12/24. The American Enterprise Institute (AEI) published in its web site a video recording of its December 14, 2004 program titled "The Proper Direction for Telecommunications Reform Legislation". Robert Crandall of the Brookings Institution presented a paper titled "A Critical Analysis of the Economic Benefits of the 1996 Telecom Act's Local Competition Provisions". He argued that while the goal of the 1996 Act was to produce local competition, it did not produce "meaningful local competition". Harold Furchtgott-Roth, John Mayo, and Walter McCormick commented on the paper. Duane Ackerman gave the luncheon address. See also, stories titled "AEI Panel Addresses Telecom Regulation" and "BellSouth CEO Ackerman Offers Recommendations for Next Telecom Act" in TLJ Daily E-Mail Alert 1,041, December 20, 2004.

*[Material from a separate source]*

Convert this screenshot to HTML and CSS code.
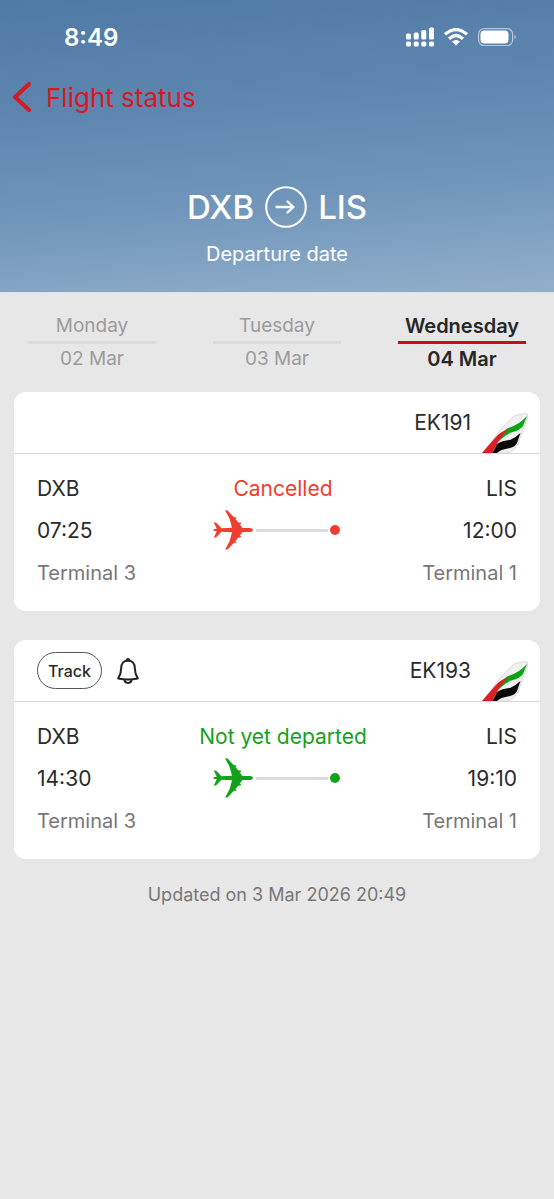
FILE: index.html
```html
<!DOCTYPE html>
<html lang="en">
<head>
<meta charset="utf-8">
<meta name="viewport" content="width=device-width, initial-scale=1">
<title>Flight status</title>
<link rel="stylesheet" href="styles.css">
</head>
<body>
<svg class="defs" aria-hidden="true">
  <symbol id="plane" viewBox="0 0 40 40">
    <path d="M12.200 0.500C13.500 0 15 0.700 16 2L22 8.500L26.700 14L29.300 18H37C39 18 39.800 19 39.800 20C39.800 21 39 22 37 22H29.300L26.700 26L22 31.500L16 38C15 39.300 13.500 40 12.200 39.500L16.700 31L19 22.200L8.500 21.700L3 27.500H0.800L3.800 21.300L0.500 20.700V19.300L3.800 18.700L0.800 12.500H3L8.500 18.300L19 17.800L16.700 9Z"/>
    <path d="M21 8H22.800M25.500 13.300H27.300M21 32H22.800M25.500 26.700H27.300" fill="none" stroke="currentColor" stroke-width="1.500" stroke-linecap="round"/>
  </symbol>
  <symbol id="tail" viewBox="0 0 46 40">
    <path d="M0 40L20 15Q30 3.500 35 2L43.500 0.500Q46.500 0.500 45.500 4L36 31Q33 38 25 40Z" fill="#f0f0f0" stroke="#d2d2d2" stroke-width="0.800"/>
    <path d="M17 24L25 15.500Q37 12 45 3L41 13Q37 18 29 19.500Q23 22 17 28Z" fill="#0ba514"/>
    <path d="M0 40L13 25Q18 19 26 16Q16 27 10.500 40Z" fill="#dd1f24"/>
    <path d="M10.500 40L15 31Q20 27.500 28 27Q33 25 38.500 20L35 30Q33 34 28 35Q18 36.500 15 40Z" fill="#080808"/>
  </symbol>
</svg>

<header class="hero">
  <div class="statusbar">
    <span class="clock">8:49</span>
    <span class="indicators">
      <svg width="28" height="20" viewBox="0 0 28 20" fill="#fff" aria-label="Signal">
        <rect x="0" y="6.500" width="5" height="6" rx="1.500"/><rect x="7.700" y="5.500" width="5" height="7" rx="1.500"/><rect x="15.300" y="3" width="5" height="9.500" rx="1.500"/><rect x="23" y="0.500" width="5" height="12" rx="1.500"/>
        <rect x="0" y="14.500" width="5" height="5" rx="1.500"/><rect x="7.700" y="14.500" width="5" height="5" rx="1.500"/><rect x="15.300" y="14.500" width="5" height="5" rx="1.500"/><rect x="23" y="14.500" width="5" height="5" rx="1.500"/>
      </svg>
      <svg width="24" height="18" viewBox="0 0 24 18" aria-label="Wi-Fi">
        <g fill="none" stroke="#fff" stroke-width="3.200"><path d="M1 6.300Q12-3.300 23 6.300"/><path d="M5 10.700Q12 4.300 19 10.700"/></g>
        <path d="M8 13.500Q12 10.500 16 13.500L12 17.500Z" fill="#fff"/>
      </svg>
      <svg class="battery" width="38" height="18" viewBox="0 0 38 18" aria-label="Battery">
        <rect x="0.600" y="0.600" width="34" height="17" rx="5.500" fill="none" stroke="#b5c8dc" stroke-width="1.200"/>
        <rect x="2.500" y="2.500" width="28" height="13" rx="4" fill="#fff"/>
        <path d="M36.500 6.500Q39 9 36.500 11.500Z" fill="#b5c8dc"/>
      </svg>
    </span>
  </div>
  <nav><a class="back" href="#">
    <svg width="20" height="30" viewBox="0 0 20 30" fill="none" stroke="#d71921" stroke-width="4" stroke-linecap="round" stroke-linejoin="round" aria-hidden="true"><path d="M17 2L3 15L17 28"/></svg>
    <span>Flight status</span></a></nav>
  <h1 class="route">
    <span>DXB</span>
    <svg width="42" height="42" viewBox="0 0 42 42" fill="none" stroke="#fff" stroke-width="2" stroke-linecap="round" stroke-linejoin="round" role="img" aria-label="to"><circle cx="21" cy="21" r="19.800"/><path d="M11.500 21H28M22.500 15.500L28.500 21L22.500 26.500" stroke-width="2.300"/></svg>
    <span>LIS</span>
  </h1>
  <p class="subtitle">Departure date</p>
</header>

<main>
  <div class="days">
    <button class="day"><span class="name">Monday</span><span>02 Mar</span></button>
    <button class="day"><span class="name">Tuesday</span><span>03 Mar</span></button>
    <button class="day active" aria-pressed="true"><span class="name">Wednesday</span><span>04 Mar</span></button>
  </div>

  <div class="flights">
    <article class="card cancelled">
      <div class="card-head">
        <span class="number">EK191</span>
        <svg class="tail" aria-hidden="true"><use href="#tail"/></svg>
      </div>
      <div class="card-body">
        <div class="place"><span>DXB</span><span>07:25</span><span class="terminal">Terminal 3</span></div>
        <div class="progress">
          <span class="state">Cancelled</span>
          <span class="track-line"><svg class="plane" aria-hidden="true"><use href="#plane"/></svg><i class="line"></i><i class="dot"></i></span>
        </div>
        <div class="place end"><span>LIS</span><span>12:00</span><span class="terminal">Terminal 1</span></div>
      </div>
    </article>

    <article class="card waiting">
      <div class="card-head">
        <button class="track">Track</button>
        <button class="bell" aria-label="Notifications">
          <svg width="22" height="26" viewBox="0 0 22 26" fill="none" stroke="#222" stroke-width="2" stroke-linejoin="round"><path d="M11 2.500C6.500 2.500 4.200 6 4.200 10C4.200 15 3 17.500 1.200 20.500Q11 22.500 20.800 20.500C19 17.500 17.800 15 17.800 10C17.800 6 15.500 2.500 11 2.500Z"/><path d="M7.500 21.500C7.500 26 14.500 26 14.500 21.500"/><path d="M8.500 3Q9 0.500 11 0.500Q13 0.500 13.500 3Z" fill="#222" stroke-width="1"/></svg>
        </button>
        <span class="number">EK193</span>
        <svg class="tail" aria-hidden="true"><use href="#tail"/></svg>
      </div>
      <div class="card-body">
        <div class="place"><span>DXB</span><span>14:30</span><span class="terminal">Terminal 3</span></div>
        <div class="progress">
          <span class="state">Not yet departed</span>
          <span class="track-line"><svg class="plane" aria-hidden="true"><use href="#plane"/></svg><i class="line"></i><i class="dot"></i></span>
        </div>
        <div class="place end"><span>LIS</span><span>19:10</span><span class="terminal">Terminal 1</span></div>
      </div>
    </article>
  </div>

  <p class="updated">Updated on 3 Mar 2026 20:49</p>
</main>
</body>
</html>
```
FILE: styles.css
```css
* { box-sizing: border-box; }
body {
  margin: 0;
  min-height: 100vh;
  background: #e7e7e7;
  color: #2b2b2b;
  font-family: Inter, "Liberation Sans", sans-serif;
  font-size: 20px;
}
button { border: 0; padding: 0; background: none; color: inherit; font: inherit; cursor: pointer; }
svg { display: block; flex: none; }
p, h1 { margin: 0; }
.defs { display: none; }

.hero {
  padding-bottom: 26px;
  background: linear-gradient(175deg, #4f7aa5 0%, #5f87b0 38%, #7095ba 65%, #92afc9 100%);
  border-bottom: 1px solid #dde5ee;
  color: #fff;
}
.statusbar { display: flex; align-items: center; justify-content: space-between; height: 74px; padding: 0 38px 0 64px; }
.clock { font-size: 24px; font-weight: 600; }
.indicators { display: flex; align-items: center; gap: 10px; }
.back { display: inline-flex; align-items: center; gap: 14px; height: 46px; margin-left: 12px; color: #d71921; font-size: 26px; text-decoration: none; }
.route { display: flex; align-items: center; justify-content: center; gap: 11px; padding-top: 66px; font-size: 33px; font-weight: 500; line-height: 42px; }
.subtitle { margin-top: 14px; text-align: center; line-height: 24px; }

.days { display: grid; grid-template-columns: repeat(3, 1fr); gap: 57px; padding: 18px 28px 0; }
.day { display: flex; flex-direction: column; align-items: center; color: #9b9b9b; font-size: 19px; line-height: 30px; }
.day .name { width: 100%; border-bottom: 3px solid #dcdcdc; }
.day.active { color: #262626; font-size: 20px; font-weight: 600; }
.day.active .name { border-color: #c60c1e; }

.flights { display: flex; flex-direction: column; gap: 29px; padding: 18px 14px 0; }
.card { background: #fff; border-radius: 12px; }
.card-head { display: flex; align-items: center; height: 62px; padding: 0 12px 0 23px; border-bottom: 1px solid #d8d8d8; }
.number { margin-left: auto; font-size: 21px; }
.tail { width: 46px; height: 40px; margin-left: 11px; align-self: flex-end; }
.track { height: 37px; padding: 0 10px; border: 1px solid #555; border-radius: 19px; font-size: 16px; font-weight: 500; }
.bell { margin-left: 15px; }

.card-body { display: flex; justify-content: space-between; padding: 14px 23px 18px; font-size: 21px; line-height: 42px; }
.place { display: flex; flex: 1; flex-direction: column; }
.end { text-align: right; }
.card-body { padding: 14px 23px 17px; }
.terminal { color: #777; font-size: 20px; }
.progress { display: flex; flex-direction: column; align-items: center; padding-left: 12px; white-space: nowrap; }
.track-line { display: flex; align-items: center; height: 40px; margin-right: 14px; }
.plane { width: 40px; height: 40px; fill: currentColor; }
.line { width: 72px; height: 3px; margin: 0 2px 0 3px; background: #dcdcdc; }
.dot { width: 10px; height: 10px; border-radius: 50%; background: currentColor; }
.cancelled .progress { color: #f03d32; }
.waiting .progress { color: #14a11a; }

.updated { margin-top: 24px; color: #777; font-size: 18px; line-height: 24px; text-align: center; }
```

12/24. The AEI Brookings Joint Center for Regulatory Studies published a paper [10 pages in PDF] titled "A New Approach for Regulating Information Markets", by Robert Hahn and Paul Tetlock. This paper is a revised version of their September paper titled "The Coming Revolution in Information Markets". See also, story titled "AEI Brookings Study Backs Use of Information Markets by Government" in TLJ Daily E-Mail Alert No. 972, September 8, 2004. Information markets, are markets for contracts that yield payments based on the outcome of an uncertain future event. Political scientists have played with these markets during presidential elections. John Poindexter proposed that they be used in connection with potential terrorist events. These markets provide information about future events. Hahn and Tetlock argue that they could provide information about the "likely benefits and costs of different kinds of policies and projects". They state that "information markets combined with pay-for-performance contracts have the potential to revolutionize the way the government, the non-profit world, and the private sector do business. Moving to a performance-based policy paradigm could have great benefits for consumers and the economy. In addition to providing economic benefits, this approach could also promote greater accountability and transparency in the development of policy."